START PROVIDED RECORDS

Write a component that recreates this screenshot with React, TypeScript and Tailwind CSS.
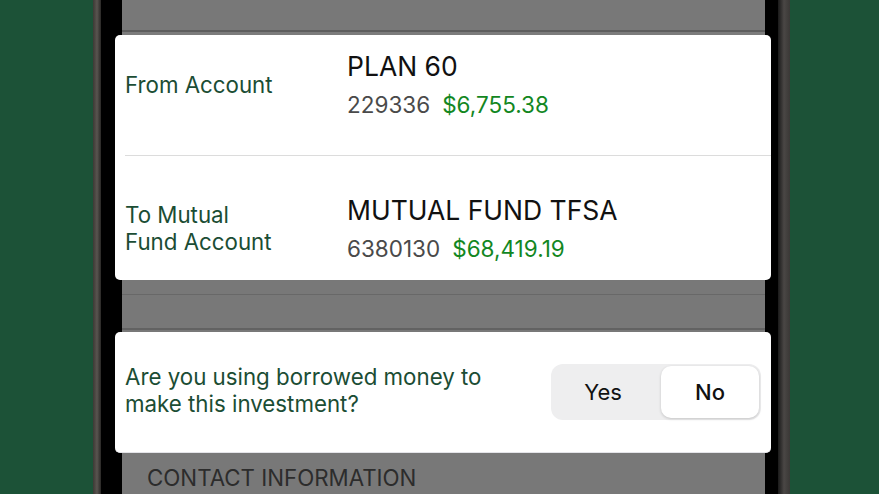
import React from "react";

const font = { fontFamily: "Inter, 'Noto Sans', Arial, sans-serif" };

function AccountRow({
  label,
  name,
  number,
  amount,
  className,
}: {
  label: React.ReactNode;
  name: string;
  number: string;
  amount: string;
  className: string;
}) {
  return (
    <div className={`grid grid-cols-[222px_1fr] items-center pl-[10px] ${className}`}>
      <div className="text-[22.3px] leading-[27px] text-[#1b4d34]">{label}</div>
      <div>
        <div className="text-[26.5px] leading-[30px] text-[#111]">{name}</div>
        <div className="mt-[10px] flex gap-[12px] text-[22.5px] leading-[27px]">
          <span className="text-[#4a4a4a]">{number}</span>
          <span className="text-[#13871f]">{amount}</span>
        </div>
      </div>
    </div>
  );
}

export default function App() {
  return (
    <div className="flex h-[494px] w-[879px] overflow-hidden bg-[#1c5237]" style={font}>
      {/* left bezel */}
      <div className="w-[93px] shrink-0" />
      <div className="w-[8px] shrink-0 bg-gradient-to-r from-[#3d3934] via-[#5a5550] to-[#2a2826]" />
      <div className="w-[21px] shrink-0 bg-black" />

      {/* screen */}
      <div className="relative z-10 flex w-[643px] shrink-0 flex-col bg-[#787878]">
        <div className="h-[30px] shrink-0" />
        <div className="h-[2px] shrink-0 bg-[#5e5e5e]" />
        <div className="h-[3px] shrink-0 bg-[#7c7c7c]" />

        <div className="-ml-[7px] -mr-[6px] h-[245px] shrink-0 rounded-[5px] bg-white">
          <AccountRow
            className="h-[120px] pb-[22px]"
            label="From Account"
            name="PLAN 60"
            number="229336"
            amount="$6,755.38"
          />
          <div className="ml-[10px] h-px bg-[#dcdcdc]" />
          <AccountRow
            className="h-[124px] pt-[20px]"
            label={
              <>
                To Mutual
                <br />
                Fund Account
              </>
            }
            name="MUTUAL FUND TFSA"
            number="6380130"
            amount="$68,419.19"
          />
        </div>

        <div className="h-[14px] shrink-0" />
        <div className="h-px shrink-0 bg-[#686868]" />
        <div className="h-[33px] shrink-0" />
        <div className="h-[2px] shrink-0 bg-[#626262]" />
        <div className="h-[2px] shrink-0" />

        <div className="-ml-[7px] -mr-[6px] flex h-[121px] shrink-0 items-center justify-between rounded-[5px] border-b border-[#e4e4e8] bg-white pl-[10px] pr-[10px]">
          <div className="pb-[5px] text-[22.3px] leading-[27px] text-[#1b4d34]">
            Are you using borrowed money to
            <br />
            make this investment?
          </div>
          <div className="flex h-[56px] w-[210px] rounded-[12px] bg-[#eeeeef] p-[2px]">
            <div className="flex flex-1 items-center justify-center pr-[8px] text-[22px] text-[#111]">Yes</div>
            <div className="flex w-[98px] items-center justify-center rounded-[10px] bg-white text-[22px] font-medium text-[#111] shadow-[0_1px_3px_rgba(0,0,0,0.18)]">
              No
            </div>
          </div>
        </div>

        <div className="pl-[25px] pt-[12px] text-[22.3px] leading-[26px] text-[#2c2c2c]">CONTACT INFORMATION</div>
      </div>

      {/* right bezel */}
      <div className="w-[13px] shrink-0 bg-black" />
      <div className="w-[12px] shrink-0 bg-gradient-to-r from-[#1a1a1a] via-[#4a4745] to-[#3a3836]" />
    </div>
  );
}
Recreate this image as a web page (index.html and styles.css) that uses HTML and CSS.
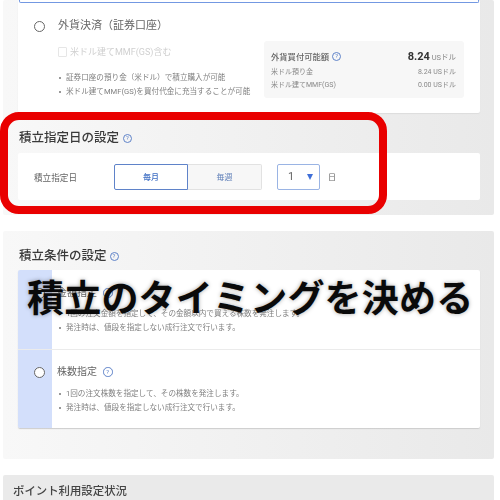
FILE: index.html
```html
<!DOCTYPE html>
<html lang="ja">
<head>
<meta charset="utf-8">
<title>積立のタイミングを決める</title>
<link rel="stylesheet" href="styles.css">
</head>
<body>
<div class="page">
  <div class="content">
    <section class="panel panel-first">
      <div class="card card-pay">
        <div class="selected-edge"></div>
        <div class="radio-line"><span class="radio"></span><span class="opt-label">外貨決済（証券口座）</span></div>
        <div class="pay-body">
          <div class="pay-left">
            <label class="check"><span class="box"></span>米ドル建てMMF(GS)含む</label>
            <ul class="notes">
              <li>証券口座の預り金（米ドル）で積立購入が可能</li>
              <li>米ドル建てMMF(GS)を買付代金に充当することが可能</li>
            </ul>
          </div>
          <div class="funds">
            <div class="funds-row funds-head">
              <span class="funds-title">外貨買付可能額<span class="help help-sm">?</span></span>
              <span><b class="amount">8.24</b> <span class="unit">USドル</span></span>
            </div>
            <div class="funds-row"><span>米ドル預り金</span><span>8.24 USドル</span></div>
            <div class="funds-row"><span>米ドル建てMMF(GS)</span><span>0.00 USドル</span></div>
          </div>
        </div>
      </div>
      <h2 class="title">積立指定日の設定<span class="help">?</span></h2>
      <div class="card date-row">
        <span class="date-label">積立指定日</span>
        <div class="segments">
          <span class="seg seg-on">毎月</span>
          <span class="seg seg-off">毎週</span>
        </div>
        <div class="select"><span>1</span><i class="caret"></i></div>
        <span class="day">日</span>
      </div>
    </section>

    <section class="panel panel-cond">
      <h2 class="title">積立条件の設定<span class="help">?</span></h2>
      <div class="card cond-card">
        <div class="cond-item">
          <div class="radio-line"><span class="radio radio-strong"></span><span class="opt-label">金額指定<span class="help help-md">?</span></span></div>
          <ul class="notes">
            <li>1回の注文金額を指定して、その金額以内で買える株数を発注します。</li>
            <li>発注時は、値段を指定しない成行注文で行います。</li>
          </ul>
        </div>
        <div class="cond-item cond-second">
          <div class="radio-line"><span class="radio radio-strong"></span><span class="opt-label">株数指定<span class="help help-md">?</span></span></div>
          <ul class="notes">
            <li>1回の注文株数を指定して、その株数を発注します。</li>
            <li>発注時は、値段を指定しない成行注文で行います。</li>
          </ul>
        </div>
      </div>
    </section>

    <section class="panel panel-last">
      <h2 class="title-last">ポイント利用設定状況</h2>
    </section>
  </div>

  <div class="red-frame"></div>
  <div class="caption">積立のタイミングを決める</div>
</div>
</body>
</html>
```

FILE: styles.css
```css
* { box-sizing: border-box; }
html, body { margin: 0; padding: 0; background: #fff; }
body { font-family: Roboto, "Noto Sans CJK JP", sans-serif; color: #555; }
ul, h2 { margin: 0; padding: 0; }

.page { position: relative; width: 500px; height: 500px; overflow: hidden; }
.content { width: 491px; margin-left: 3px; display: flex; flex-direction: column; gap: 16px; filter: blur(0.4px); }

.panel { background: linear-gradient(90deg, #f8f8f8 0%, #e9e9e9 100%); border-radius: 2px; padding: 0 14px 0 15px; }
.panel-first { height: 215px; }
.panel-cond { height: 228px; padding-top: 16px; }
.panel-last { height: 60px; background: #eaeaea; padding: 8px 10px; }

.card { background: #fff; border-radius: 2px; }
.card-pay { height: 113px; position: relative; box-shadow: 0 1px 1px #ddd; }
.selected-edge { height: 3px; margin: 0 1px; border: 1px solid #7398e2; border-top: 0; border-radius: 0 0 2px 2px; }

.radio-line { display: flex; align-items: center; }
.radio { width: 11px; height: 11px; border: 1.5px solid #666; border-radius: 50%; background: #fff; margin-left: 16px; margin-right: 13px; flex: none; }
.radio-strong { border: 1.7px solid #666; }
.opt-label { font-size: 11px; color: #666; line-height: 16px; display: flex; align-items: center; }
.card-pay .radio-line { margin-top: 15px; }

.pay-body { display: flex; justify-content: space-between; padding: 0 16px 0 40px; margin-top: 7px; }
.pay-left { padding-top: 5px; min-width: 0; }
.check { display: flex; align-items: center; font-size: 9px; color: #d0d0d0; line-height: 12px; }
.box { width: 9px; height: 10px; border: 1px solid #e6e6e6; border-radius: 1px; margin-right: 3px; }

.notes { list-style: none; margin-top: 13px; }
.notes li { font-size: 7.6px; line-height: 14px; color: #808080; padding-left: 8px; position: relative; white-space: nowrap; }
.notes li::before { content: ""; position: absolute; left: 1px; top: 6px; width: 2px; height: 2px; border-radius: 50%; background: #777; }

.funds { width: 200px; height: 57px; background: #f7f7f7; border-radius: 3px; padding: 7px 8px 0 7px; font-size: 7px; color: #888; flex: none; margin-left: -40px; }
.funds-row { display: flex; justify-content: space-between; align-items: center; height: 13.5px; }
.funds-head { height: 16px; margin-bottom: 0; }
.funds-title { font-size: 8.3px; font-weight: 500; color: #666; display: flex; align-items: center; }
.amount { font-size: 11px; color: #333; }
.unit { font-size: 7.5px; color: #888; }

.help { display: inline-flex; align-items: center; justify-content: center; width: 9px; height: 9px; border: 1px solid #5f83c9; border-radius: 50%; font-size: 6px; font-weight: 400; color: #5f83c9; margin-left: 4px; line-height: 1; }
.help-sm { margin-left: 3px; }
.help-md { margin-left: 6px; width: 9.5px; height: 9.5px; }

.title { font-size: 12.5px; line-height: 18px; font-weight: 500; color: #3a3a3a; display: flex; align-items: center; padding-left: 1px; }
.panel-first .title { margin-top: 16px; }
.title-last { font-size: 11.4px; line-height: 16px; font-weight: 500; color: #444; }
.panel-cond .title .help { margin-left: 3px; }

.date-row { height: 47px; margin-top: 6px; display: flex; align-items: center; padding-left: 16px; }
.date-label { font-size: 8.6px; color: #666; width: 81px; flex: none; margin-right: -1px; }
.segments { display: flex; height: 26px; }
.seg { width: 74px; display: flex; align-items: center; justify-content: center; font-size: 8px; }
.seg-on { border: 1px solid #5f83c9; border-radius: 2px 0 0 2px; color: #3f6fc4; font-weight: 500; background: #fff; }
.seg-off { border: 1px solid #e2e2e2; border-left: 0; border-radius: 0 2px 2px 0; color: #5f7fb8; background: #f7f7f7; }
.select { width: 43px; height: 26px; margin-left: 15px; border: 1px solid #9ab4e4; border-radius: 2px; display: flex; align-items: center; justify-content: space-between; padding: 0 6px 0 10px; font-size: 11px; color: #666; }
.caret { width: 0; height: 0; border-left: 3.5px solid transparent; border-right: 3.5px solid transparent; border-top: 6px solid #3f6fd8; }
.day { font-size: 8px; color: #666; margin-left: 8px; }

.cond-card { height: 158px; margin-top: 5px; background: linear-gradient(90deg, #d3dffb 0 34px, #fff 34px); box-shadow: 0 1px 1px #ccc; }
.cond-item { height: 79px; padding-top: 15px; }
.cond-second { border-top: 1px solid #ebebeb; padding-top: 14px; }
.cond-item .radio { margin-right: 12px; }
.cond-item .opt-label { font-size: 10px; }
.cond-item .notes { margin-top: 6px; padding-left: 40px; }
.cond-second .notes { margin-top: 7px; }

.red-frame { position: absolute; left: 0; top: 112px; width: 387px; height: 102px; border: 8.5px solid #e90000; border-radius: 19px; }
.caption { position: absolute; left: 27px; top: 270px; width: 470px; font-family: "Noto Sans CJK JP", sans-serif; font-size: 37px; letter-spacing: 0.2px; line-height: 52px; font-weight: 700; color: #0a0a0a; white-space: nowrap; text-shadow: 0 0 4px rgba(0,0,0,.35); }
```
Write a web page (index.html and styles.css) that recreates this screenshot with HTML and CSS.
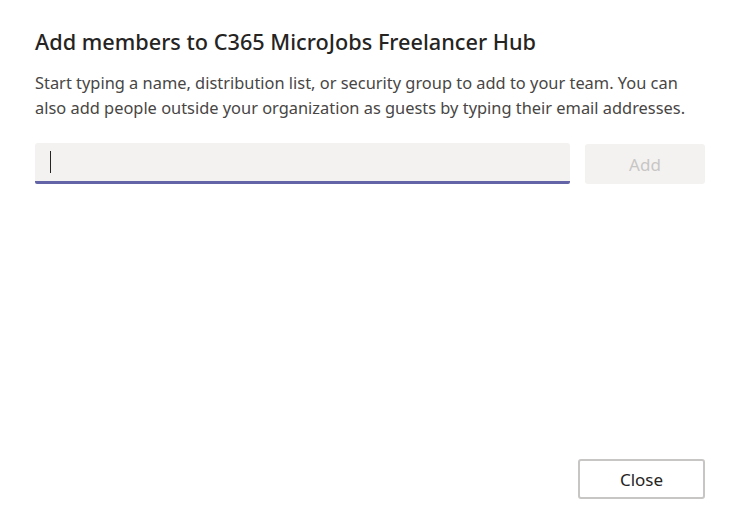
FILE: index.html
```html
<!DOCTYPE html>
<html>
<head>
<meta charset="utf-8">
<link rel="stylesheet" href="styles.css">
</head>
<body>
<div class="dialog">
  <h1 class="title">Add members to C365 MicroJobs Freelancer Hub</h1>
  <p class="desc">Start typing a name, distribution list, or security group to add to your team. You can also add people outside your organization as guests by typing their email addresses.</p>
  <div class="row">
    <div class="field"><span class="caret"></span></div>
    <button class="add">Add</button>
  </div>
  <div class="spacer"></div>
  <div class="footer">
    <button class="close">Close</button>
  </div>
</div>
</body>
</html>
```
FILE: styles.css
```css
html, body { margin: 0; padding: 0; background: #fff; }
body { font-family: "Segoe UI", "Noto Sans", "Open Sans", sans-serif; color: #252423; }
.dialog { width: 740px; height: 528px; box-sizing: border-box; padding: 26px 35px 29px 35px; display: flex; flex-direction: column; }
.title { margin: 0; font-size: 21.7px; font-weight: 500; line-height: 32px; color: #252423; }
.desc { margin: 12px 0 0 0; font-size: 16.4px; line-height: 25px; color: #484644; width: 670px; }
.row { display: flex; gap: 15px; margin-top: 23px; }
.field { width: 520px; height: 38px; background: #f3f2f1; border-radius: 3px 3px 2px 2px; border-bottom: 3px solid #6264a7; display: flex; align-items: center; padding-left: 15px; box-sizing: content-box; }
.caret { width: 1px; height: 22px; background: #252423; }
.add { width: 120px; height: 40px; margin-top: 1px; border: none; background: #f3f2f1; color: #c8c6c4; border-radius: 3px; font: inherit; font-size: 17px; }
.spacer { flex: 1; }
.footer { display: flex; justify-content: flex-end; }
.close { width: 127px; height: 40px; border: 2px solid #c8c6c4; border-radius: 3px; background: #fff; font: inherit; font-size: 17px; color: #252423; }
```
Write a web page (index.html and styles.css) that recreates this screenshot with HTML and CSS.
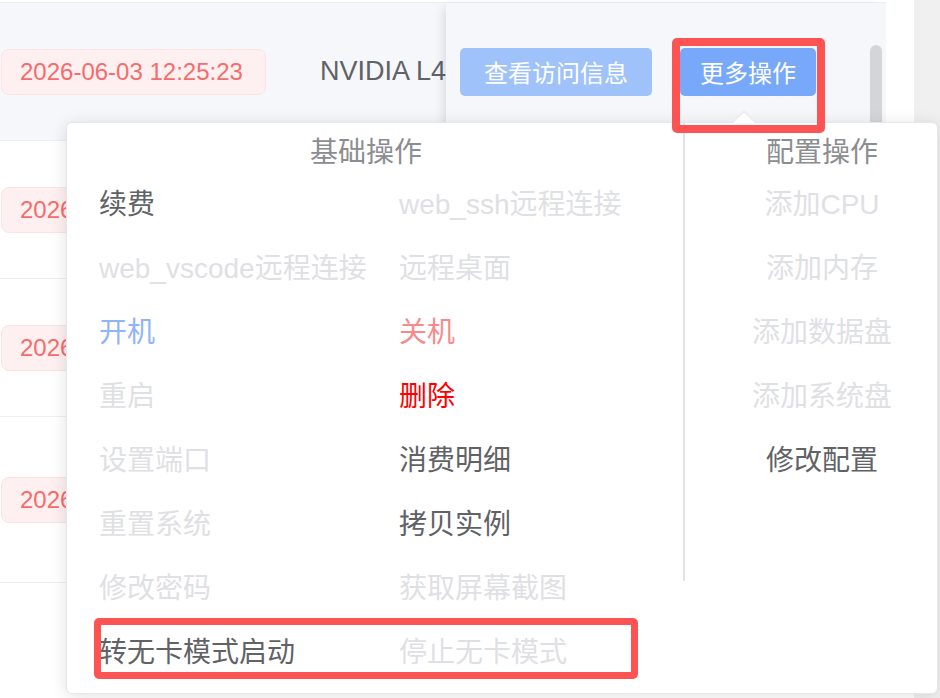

END PROVIDED RECORDS

Look over the material above and show each line where "that" appears.

**IN RESPONSE:**
Write a component that recreates this screenshot with React, TypeScript and Tailwind CSS.
Recreate this image as a web page (index.html and styles.css) that uses HTML and CSS.
Write a web page (index.html and styles.css) that recreates this screenshot with HTML and CSS.
Write a web page (index.html and styles.css) that recreates this screenshot with HTML and CSS.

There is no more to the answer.